Mary then reportedly told Sasagawa to “recite the prayer of the Handmaids of the Eucharist with awareness of its meaning; put it into practice; offer in reparation (whatever God may send) for sins. Let each one endeavor, according to capacity and position, to offer herself entirely to the Lord.”
Sasagawa’s second message from Mary came on Oct. 13, 1973, the anniversary of Mary’s appearance at Fatima.
“As I told you, if men do not repent and better themselves, the Father will inflict a terrible punishment on all humanity. It will be a punishment greater than the deluge, such as one has never seen before. Fire will fall from the sky and will wipe out a great part of humanity, the good as well as the bad, sparing neither priests nor faithful. The survivors will find themselves so desolate that they will envy the dead. The only arms which will remain for you will be the rosary and the sign left by my Son. Each day recite the prayers of the rosary. With the rosary, pray for the pope, the bishops, and priests,” Mary said.
“The work of the devil will infiltrate even into the Church in such a way that one will see cardinals opposing cardinals, bishops against bishops. The priests who venerate me will be scorned and opposed by their confreres ... churches and altars sacked; the Church will be full of those who accept compromises, and the demon will press many priests and consecrated souls to leave the service of the Lord. The demon will be especially implacable against souls consecrated to God. The thought of the loss of so many souls is the cause of my sadness. If sins increase in number and gravity, there will be no longer pardon for them.”
In January 1975, almost two years later, the statue of Mary began to weep — continuing to do so on 101 occasions over the next seven years. A Japanese television station reportedly captured the weeping — known as “lacrimations” — on film.

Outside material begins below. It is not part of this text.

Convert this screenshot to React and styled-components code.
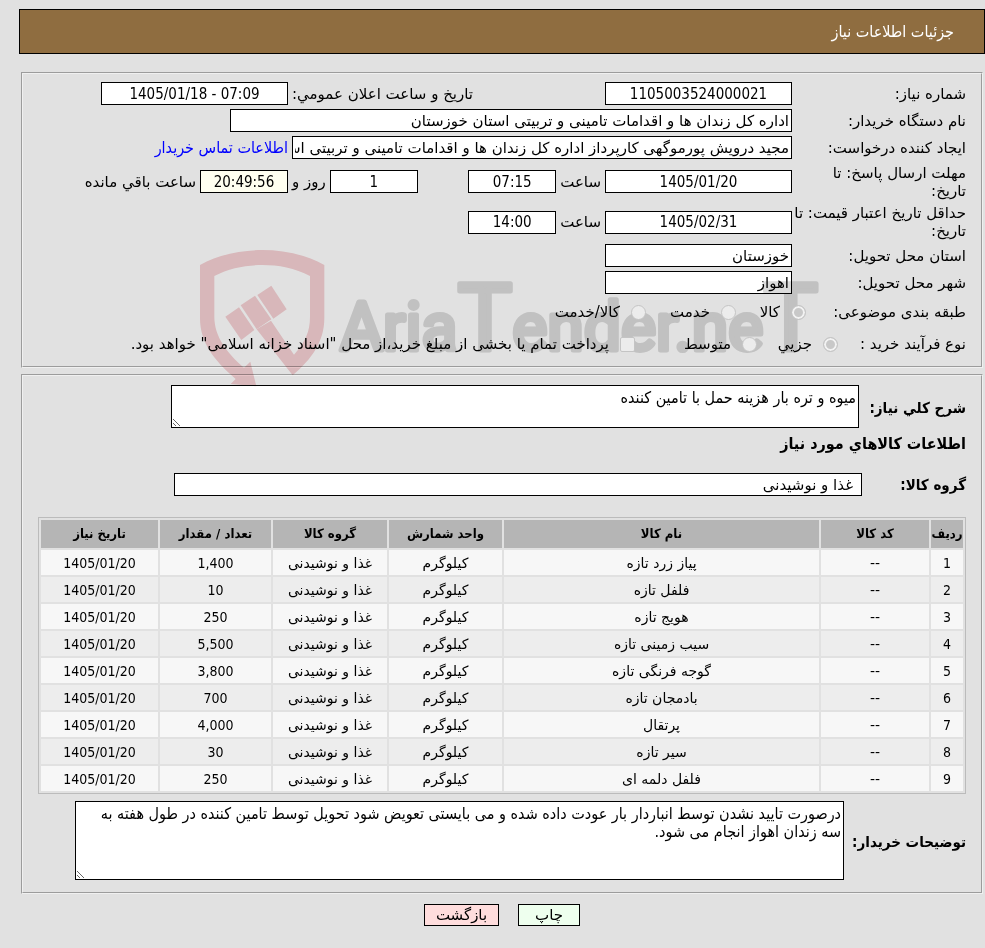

In an April 22, 1984, letter, Bishop Ito recognized “the supernatural character of a series of mysterious events concerning the statue of the Holy Mother Mary.”
“Consequently, I authorize, throughout the entire diocese, the veneration of the Holy Mother of Akita, while awaiting that the Holy See publishes definitive judgment on this matter,” the bishop wrote.
“And I ask that it be remembered that even if the Holy See later publishes a favorable judgment with regard to the events of Akita, it is a question only of a private divine revelation. Christians are bound to believe only [the] content of public divine revelation (closed after the death of the last Apostle), which contains all that is necessary for salvation. Nevertheless, the Church, until now, has equally made much of private divine revelations as they fortify the faith.”
A shrine housing the statue and dedicated to Mary under the title of “Redemptorist Mater” (Mother of the Redeemer) was completed in Akita in 2002 and since 2017 has attracted some 7,000 pilgrims a year.
The Vatican, which earlier this year issued new norms mandating that the Vatican’s top doctrinal office “must always be consulted and give final approval” to alleged Marian apparitions, has not officially ruled on Our Lady of Akita. Cardinal Joseph Ratzinger, the future Pope Benedict XVI, in 1988 as prefect of the Dicastery for the Doctrine of the Faith let stand Ito’s judgment that the apparitions and the messages were acceptable for the faithful.
Hannah Brockhaus contributed to this report.